COLUMBUS, Ohio - Used to be, Dad would stuff a half-dozen maps in the glove box before setting out with the family on a road trip to see the waterfalls at Yosemite or the granite faces of Mount Rushmore.
Colorful maps bearing the logos of the oil companies that printed them - names like Texaco, Gulf, Esso - brimmed from displays at filling stations, free for the taking.
But of the more than 35 million Americans expected to travel by car this Fourth of July, a good chunk will probably reach for technology before they're tempted to unfold - and, in a tradition that used to bind Americans as tightly as a highway cloverleaf, try to refold - a paper road map.
Websites like MapQuest and Google Maps simplified trip planning. Affordable GPS devices and built-in navigation on smartphones downright transformed it.
The drop in sales began around 2003, when affordable GPS units became a go-to Christmas present, said Pat Carrier, former owner of a travel bookstore in Cambridge, Mass.
"Suddenly, everyone was buying a Garmin or a TomTom," he said. "That's the year I thought, 'Oh, it's finally happened.' "
Transportation departments around the country are in the middle of reprioritizing their spending amid falling revenue, and paper maps could be on the chopping block, said Bob Cullen, spokesman for the American Association of State Highway and Transportation Officials.
In Georgia, officials are printing less than half of what they printed a decade ago. Washington state discontinued maps altogether by 2009. But in Missouri, Connecticut, Mississippi, Nebraska and other states, officials say printing has remained steady.
It's unclear why some states are affected more than others.

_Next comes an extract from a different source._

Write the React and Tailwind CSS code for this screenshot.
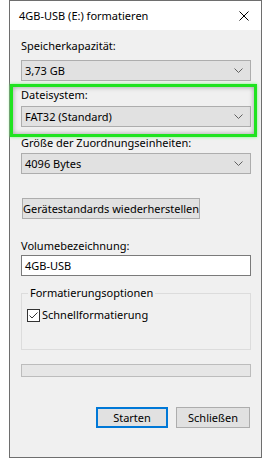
import React from "react";

const font = { fontFamily: '"Noto Sans", sans-serif' };

function Chevron() {
  return (
    <svg width="9" height="5" viewBox="0 0 9 5" className="block">
      <path d="M0.5 0.5 L4.5 4.5 L8.5 0.5" fill="none" stroke="#606060" strokeWidth="1" />
    </svg>
  );
}

function Combo({ value }) {
  return (
    <div className="h-[21px] w-[230px] border border-[#adadad] bg-[#e1e1e1] flex items-center justify-between pl-[3px] pr-[7px]">
      <span className="text-[11px] leading-[16px] text-black whitespace-nowrap">{value}</span>
      <Chevron />
    </div>
  );
}

export default function App() {
  return (
    <div className="w-[265px] h-[458px] bg-white" style={font}>
      <div className="ml-[9px] w-[253px] h-[458px] border border-[#6e6e6e] bg-[#f0f0f0] flex flex-col">
        <div className="h-[29px] shrink-0 bg-white flex items-center justify-between pl-[9px] pr-[12px]">
          <span className="text-[11px] leading-[16px] text-black whitespace-nowrap">4GB-USB (E:) formatieren</span>
          <svg width="10" height="10" viewBox="0 0 10 10">
            <path d="M0.5 0.5 L9.5 9.5 M9.5 0.5 L0.5 9.5" stroke="#000" strokeWidth="1" />
          </svg>
        </div>
        <div className="pl-[11px] flex flex-col text-[11px] leading-[16px] text-black whitespace-nowrap">
          <div className="mt-[8px] h-[16px]">Speicherkapazität:</div>
          <div className="mt-[6px]"><Combo value="3,73 GB" /></div>
          <div className="relative mt-[6px]">
            <div className="absolute left-[-11px] top-[-3px] w-[247px] h-[53px] border-[3px] border-[#1fe31f] shadow-[0_0_3px_#7cf57c,inset_0_0_5px_rgba(0,0,0,0.35)] pointer-events-none" />
            <div className="h-[16px]">Dateisystem:</div>
            <div className="mt-[3px]"><Combo value="FAT32 (Standard)" /></div>
          </div>
          <div className="mt-[8px] h-[16px]">Größe der Zuordnungseinheiten:</div>
          <div className="mt-[2px]"><Combo value="4096 Bytes" /></div>
          <div className="mt-[24px] w-[178px] h-[21px] ml-[1px] border border-[#adadad] bg-[#e1e1e1] flex items-center justify-center">
            Gerätestandards wiederherstellen
          </div>
          <div className="mt-[19px] h-[16px]">Volumebezeichnung:</div>
          <div className="mt-[1px] w-[230px] h-[21px] border border-[#7a7a7a] bg-white flex items-center pl-[3px]">
            4GB-USB
          </div>
          <div className="relative mt-[17px] w-[230px] h-[57px] border border-[#dcdcdc]">
            <div className="absolute left-[6px] top-[-9px] px-[2px] bg-[#f0f0f0] h-[16px]">Formatierungsoptionen</div>
            <div className="mt-[13px] ml-[5px] flex items-center gap-[2px]">
              <div className="w-[13px] h-[13px] border border-[#333] bg-white flex items-center justify-center">
                <svg width="11" height="11" viewBox="0 0 11 11">
                  <path d="M1.5 5.5 L4 8 L9.5 2.5" fill="none" stroke="#333" strokeWidth="1" />
                </svg>
              </div>
              <span>Schnellformatierung</span>
            </div>
          </div>
          <div className="mt-[14px] w-[230px] h-[13px] border border-[#bcbcbc] bg-[#e6e6e6]" />
          <div className="mt-[30px] flex justify-end pr-[11px] gap-[8px]">
            <div className="w-[72px] h-[21px] border-2 border-[#0078d7] bg-[#e1e1e1] flex items-center justify-center">Starten</div>
            <div className="w-[74px] h-[21px] border border-[#adadad] bg-[#e1e1e1] flex items-center justify-center">Schließen</div>
          </div>
        </div>
      </div>
    </div>
  );
}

Free roadside maps boomed between the 1920s and 1970s as major highways were being built.
Members of AAA, whose services are fully integrated online and include a TripTik mobile app, requested more than 14 million paper guides in 2010, spokeswoman Heather Hunter said. The number of maps AAA prints has declined, but she would not say how much.
Rand McNally is known for its road atlases but also offers an interactive travel website and GPS devices; it declined say how many maps it's printing these days.

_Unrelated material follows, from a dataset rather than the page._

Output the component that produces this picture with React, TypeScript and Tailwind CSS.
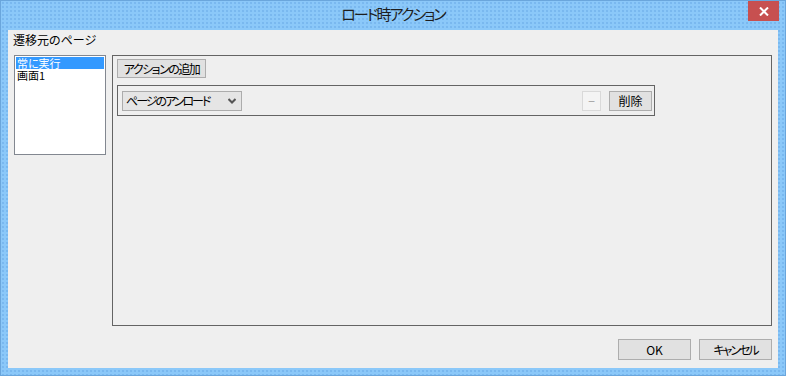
import React from "react";

const F = { fontFamily: '"Noto Sans CJK JP", "Noto Sans", sans-serif' };

export default function App() {
  return (
    <div className="w-[786px] h-[376px] bg-[#8bc8f9] border border-[#6aa6dc] flex flex-col bg-[radial-gradient(#6fb0ea_0.6px,transparent_0.9px)] bg-[length:4px_4px] [font-feature-settings:'palt'] whitespace-nowrap" style={F}>
      <div className="h-[29px] relative flex items-center justify-center shrink-0">
        <span className="text-[15px] text-[#1e1e1e] mt-[-2px] tracking-[-2px]">ロード時アクション</span>
        <div className="absolute right-[6px] top-0 w-[31px] h-[20px] bg-[#c75050] flex items-center justify-center">
          <svg width="10" height="9" viewBox="0 0 10 9">
            <path d="M1 0.5 L9 8.5 M9 0.5 L1 8.5" stroke="white" strokeWidth="2" />
          </svg>
        </div>
      </div>
      <div className="mx-[7px] mb-[7px] flex-1 bg-[#efefef] flex flex-col text-[12px] leading-[14px] text-black">
        <div className="pl-[5px] pt-[3px] h-[25px]">遷移元のページ</div>
        <div className="flex pl-[6px] pr-[6px] h-[271px]">
          <div className="w-[92px] h-[100px] border border-[#828790] bg-white p-[1px] mt-0 text-[11px]">
            <div className="bg-[#3399ff] text-white h-[12px] leading-[12px] px-[1px]">常に実行</div>
            <div className="h-[12px] leading-[12px] px-[1px]">画面1</div>
          </div>
          <div className="ml-[6px] flex-1 border border-[#646464] pt-[3px] pl-[4px]">
            <div className="w-[89px] h-[19px] border border-[#adadad] bg-[#e1e1e1] flex items-center justify-center tracking-[-1.5px]">アクションの追加</div>
            <div className="mt-[7px] w-[538px] h-[31px] border border-[#646464] flex items-center pl-[4px] pr-[2px]">
              <div className="w-[120px] h-[20px] border border-[#acacac] bg-[#e5e5e5] flex items-center pl-[3px] pr-[5px] justify-between">
                <span className="tracking-[-2px]">ページのアンロード</span>
                <svg width="8" height="6" viewBox="0 0 8 6"><path d="M0.5 1 L4 4.5 L7.5 1" stroke="#555" strokeWidth="2" fill="none" /></svg>
              </div>
              <div className="flex-1" />
              <div className="w-[19px] h-[20px] border border-[#d9d9d9] bg-[#f4f4f4] flex items-center justify-center text-[#a0a0a0]">−</div>
              <div className="ml-[8px] w-[43px] h-[20px] border border-[#adadad] bg-[#e1e1e1] flex items-center justify-center">削除</div>
            </div>
          </div>
        </div>
        <div className="flex justify-end gap-[8px] pr-[6px] pt-[13px]">
          <div className="w-[73px] h-[21px] border border-[#adadad] bg-[#e1e1e1] flex items-center justify-center">OK</div>
          <div className="w-[73px] h-[21px] border border-[#adadad] bg-[#e1e1e1] flex items-center justify-center tracking-[-2px]">キャンセル</div>
        </div>
      </div>
    </div>
  );
}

Charlie Regan, who runs the maps division for National Geographic, said the company has sold more paper map products in the past three years than it has ever sold since launching the division in 1915. He attributed it to customers learning to appreciate good map data - and he said sales of international maps have remained consistent, and sales of recreational hiking maps are on the rise.
At a glance
• The old days: Colorful road maps bearing the logos of the oil companies that printed them - names like Texaco, Gulf, Esso - once brimmed from displays at filling stations, free for the taking.
• These days: Websites like MapQuest and Google Maps simplify trip planning. Affordable GPS devices and built-in navigation on smartphones downright transformed it.
• Fallout: Transportation agencies around the country are noticing, printing fewer maps to cut department costs or just acknowledging that public demand is down.